--- BEGIN Material ---

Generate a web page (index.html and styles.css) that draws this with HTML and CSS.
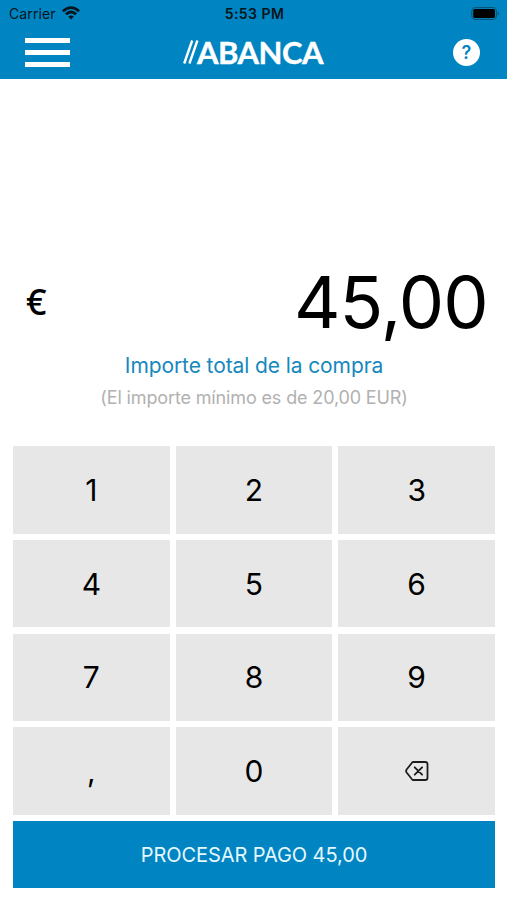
FILE: index.html
```html
<!DOCTYPE html>
<html lang="es">
<head>
<meta charset="utf-8">
<title>ABANCA</title>
<link rel="stylesheet" href="styles.css">
</head>
<body>
<header class="header">
  <div class="status">
    <div class="carrier"><span>Carrier</span>
      <svg class="wifi" width="18" height="14" viewBox="0 0 18 14" fill="none" stroke="#07151d" stroke-width="2.7"><path d="M.9 5.2Q9-2 17.1 5.2M3.9 8.3Q9 3.7 14.1 8.3"/><path d="M6.2 10.6Q9 8.2 11.8 10.6L9 13.5Z" fill="#07151d" stroke="none"/></svg>
    </div>
    <time class="time">5:53 PM</time>
    <svg class="battery" width="30" height="13" viewBox="0 0 30 13"><rect x="1.8" y=".6" width="24.6" height="11.8" rx="3.2" fill="none" stroke="#07506f"/><rect x="3.2" y="2" width="21.8" height="9" rx="1.8"/><path d="M27.8 4.5q2.6 2 0 4z" fill="#07506f"/></svg>
  </div>
  <nav class="nav">
    <button class="menu" aria-label="Menú"><i></i><i></i><i></i></button>
    <div class="brand"><svg width="16" height="24" viewBox="0 0 16 24" stroke="#fff" stroke-width="2.4"><path d="M1.2 23.5 9.2.5M6.4 23.5 14.4.5"/></svg><span>ABANCA</span></div>
    <button class="help">?</button>
  </nav>
</header>
<main class="main">
  <div class="amount"><span class="currency">€</span><span class="value">45,00</span></div>
  <p class="label">Importe total de la compra</p>
  <p class="note">(El importe mínimo es de 20,00 EUR)</p>
  <div class="keys">
    <button>1</button><button>2</button><button>3</button>
    <button>4</button><button>5</button><button>6</button>
    <button>7</button><button>8</button><button>9</button>
    <button>,</button><button>0</button>
    <button aria-label="Borrar"><svg class="erase" width="24" height="20" viewBox="0 0 24 20" fill="none" stroke="#1c1c1c" stroke-width="1.8" stroke-linejoin="round" stroke-linecap="round"><path d="M8.3 1H20.2Q22.5 1 22.5 3.3V16.7Q22.5 19 20.2 19H8.3Q7.6 19 7 18.3L1.6 11.5Q.6 10 1.6 8.5L7 1.7Q7.6 1 8.3 1Z"/><path d="m9.7 6.3 7.4 7.4m0-7.4-7.4 7.4"/></svg></button>
  </div>
  <button class="pay">PROCESAR PAGO 45,00</button>
</main>
</body>
</html>
```
FILE: styles.css
```css
* { box-sizing: border-box; }
body { margin: 0; height: 900px; overflow: hidden; background: #fff; color: #000; font-family: Inter, "Liberation Sans", sans-serif; }
button { margin: 0; padding: 0; border: 0; background: none; color: inherit; font: inherit; }
svg { display: block; }
p { margin: 0; }
.header { height: 79px; background: #0085c2; }
.status { height: 27px; padding: 0 7px 0 9px; display: grid; grid-template-columns: 1fr auto 1fr; align-items: center; font-size: 14px; color: #07151d; }
.carrier { display: flex; align-items: center; gap: 6px; letter-spacing: .1px; }
.wifi { margin-top: -2px; }
.time { font-weight: 600; letter-spacing: .45px; }
.battery { justify-self: end; }
.nav { height: 50px; padding: 0 27px 0 25px; display: grid; grid-template-columns: 1fr auto 1fr; align-items: center; }
.menu { width: 45px; display: flex; flex-direction: column; gap: 7px; }
.menu i { height: 5px; background: #fff; }
.brand { margin: -1px 0 0 1px; display: flex; align-items: center; color: #fff; font: 700 31px/30px Lato, sans-serif; }
.brand span { margin-left: -2px; letter-spacing: -.5px; -webkit-text-stroke: .4px #fff; }
.help { justify-self: end; width: 27px; height: 27px; border-radius: 50%; background: #fff; color: #0085c2; font-size: 18px; font-weight: 600; line-height: 27px; }
.main { padding: 178px 12px 0 13px; display: flex; flex-direction: column; }
.amount { height: 90px; padding: 0 7px 0 13px; display: flex; justify-content: space-between; align-items: center; }
.currency { font: 500 36px/40px "Noto Sans", sans-serif; }
.value { font-size: 72px; line-height: 86px; letter-spacing: -.8px; }
.label { margin-top: 3px; height: 32px; line-height: 32px; text-align: center; font-size: 21px; letter-spacing: -.1px; color: #1688bd; }
.note { height: 32px; line-height: 32px; text-align: center; font-size: 18px; letter-spacing: -.14px; color: #b1b1b1; }
.keys { margin-top: 32px; height: 369px; display: grid; grid-template-columns: repeat(3, 1fr); grid-template-rows: repeat(4, 1fr); gap: 6.3px 6px; }
.keys button { display: flex; justify-content: center; align-items: center; background: #e7e7e7; font-size: 30px; }
.pay { margin-top: 6px; height: 67px; background: #0085c2; color: #e5f8ff; font-size: 20px; letter-spacing: -.08px; }
```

--- END Material ---

Copy out every line of the material above exactly, skipping the pictures.

Generate a web page (index.html and styles.css) that draws this with HTML and CSS.
FILE: index.html
```html
<!DOCTYPE html>
<html lang="es">
<head>
<meta charset="utf-8">
<title>ABANCA</title>
<link rel="stylesheet" href="styles.css">
</head>
<body>
<header class="header">
  <div class="status">
    <div class="carrier"><span>Carrier</span>
      <svg class="wifi" width="18" height="14" viewBox="0 0 18 14" fill="none" stroke="#07151d" stroke-width="2.7"><path d="M.9 5.2Q9-2 17.1 5.2M3.9 8.3Q9 3.7 14.1 8.3"/><path d="M6.2 10.6Q9 8.2 11.8 10.6L9 13.5Z" fill="#07151d" stroke="none"/></svg>
    </div>
    <time class="time">5:53 PM</time>
    <svg class="battery" width="30" height="13" viewBox="0 0 30 13"><rect x="1.8" y=".6" width="24.6" height="11.8" rx="3.2" fill="none" stroke="#07506f"/><rect x="3.2" y="2" width="21.8" height="9" rx="1.8"/><path d="M27.8 4.5q2.6 2 0 4z" fill="#07506f"/></svg>
  </div>
  <nav class="nav">
    <button class="menu" aria-label="Menú"><i></i><i></i><i></i></button>
    <div class="brand"><svg width="16" height="24" viewBox="0 0 16 24" stroke="#fff" stroke-width="2.4"><path d="M1.2 23.5 9.2.5M6.4 23.5 14.4.5"/></svg><span>ABANCA</span></div>
    <button class="help">?</button>
  </nav>
</header>
<main class="main">
  <div class="amount"><span class="currency">€</span><span class="value">45,00</span></div>
  <p class="label">Importe total de la compra</p>
  <p class="note">(El importe mínimo es de 20,00 EUR)</p>
  <div class="keys">
    <button>1</button><button>2</button><button>3</button>
    <button>4</button><button>5</button><button>6</button>
    <button>7</button><button>8</button><button>9</button>
    <button>,</button><button>0</button>
    <button aria-label="Borrar"><svg class="erase" width="24" height="20" viewBox="0 0 24 20" fill="none" stroke="#1c1c1c" stroke-width="1.8" stroke-linejoin="round" stroke-linecap="round"><path d="M8.3 1H20.2Q22.5 1 22.5 3.3V16.7Q22.5 19 20.2 19H8.3Q7.6 19 7 18.3L1.6 11.5Q.6 10 1.6 8.5L7 1.7Q7.6 1 8.3 1Z"/><path d="m9.7 6.3 7.4 7.4m0-7.4-7.4 7.4"/></svg></button>
  </div>
  <button class="pay">PROCESAR PAGO 45,00</button>
</main>
</body>
</html>
```
FILE: styles.css
```css
* { box-sizing: border-box; }
body { margin: 0; height: 900px; overflow: hidden; background: #fff; color: #000; font-family: Inter, "Liberation Sans", sans-serif; }
button { margin: 0; padding: 0; border: 0; background: none; color: inherit; font: inherit; }
svg { display: block; }
p { margin: 0; }
.header { height: 79px; background: #0085c2; }
.status { height: 27px; padding: 0 7px 0 9px; display: grid; grid-template-columns: 1fr auto 1fr; align-items: center; font-size: 14px; color: #07151d; }
.carrier { display: flex; align-items: center; gap: 6px; letter-spacing: .1px; }
.wifi { margin-top: -2px; }
.time { font-weight: 600; letter-spacing: .45px; }
.battery { justify-self: end; }
.nav { height: 50px; padding: 0 27px 0 25px; display: grid; grid-template-columns: 1fr auto 1fr; align-items: center; }
.menu { width: 45px; display: flex; flex-direction: column; gap: 7px; }
.menu i { height: 5px; background: #fff; }
.brand { margin: -1px 0 0 1px; display: flex; align-items: center; color: #fff; font: 700 31px/30px Lato, sans-serif; }
.brand span { margin-left: -2px; letter-spacing: -.5px; -webkit-text-stroke: .4px #fff; }
.help { justify-self: end; width: 27px; height: 27px; border-radius: 50%; background: #fff; color: #0085c2; font-size: 18px; font-weight: 600; line-height: 27px; }
.main { padding: 178px 12px 0 13px; display: flex; flex-direction: column; }
.amount { height: 90px; padding: 0 7px 0 13px; display: flex; justify-content: space-between; align-items: center; }
.currency { font: 500 36px/40px "Noto Sans", sans-serif; }
.value { font-size: 72px; line-height: 86px; letter-spacing: -.8px; }
.label { margin-top: 3px; height: 32px; line-height: 32px; text-align: center; font-size: 21px; letter-spacing: -.1px; color: #1688bd; }
.note { height: 32px; line-height: 32px; text-align: center; font-size: 18px; letter-spacing: -.14px; color: #b1b1b1; }
.keys { margin-top: 32px; height: 369px; display: grid; grid-template-columns: repeat(3, 1fr); grid-template-rows: repeat(4, 1fr); gap: 6.3px 6px; }
.keys button { display: flex; justify-content: center; align-items: center; background: #e7e7e7; font-size: 30px; }
.pay { margin-top: 6px; height: 67px; background: #0085c2; color: #e5f8ff; font-size: 20px; letter-spacing: -.08px; }
```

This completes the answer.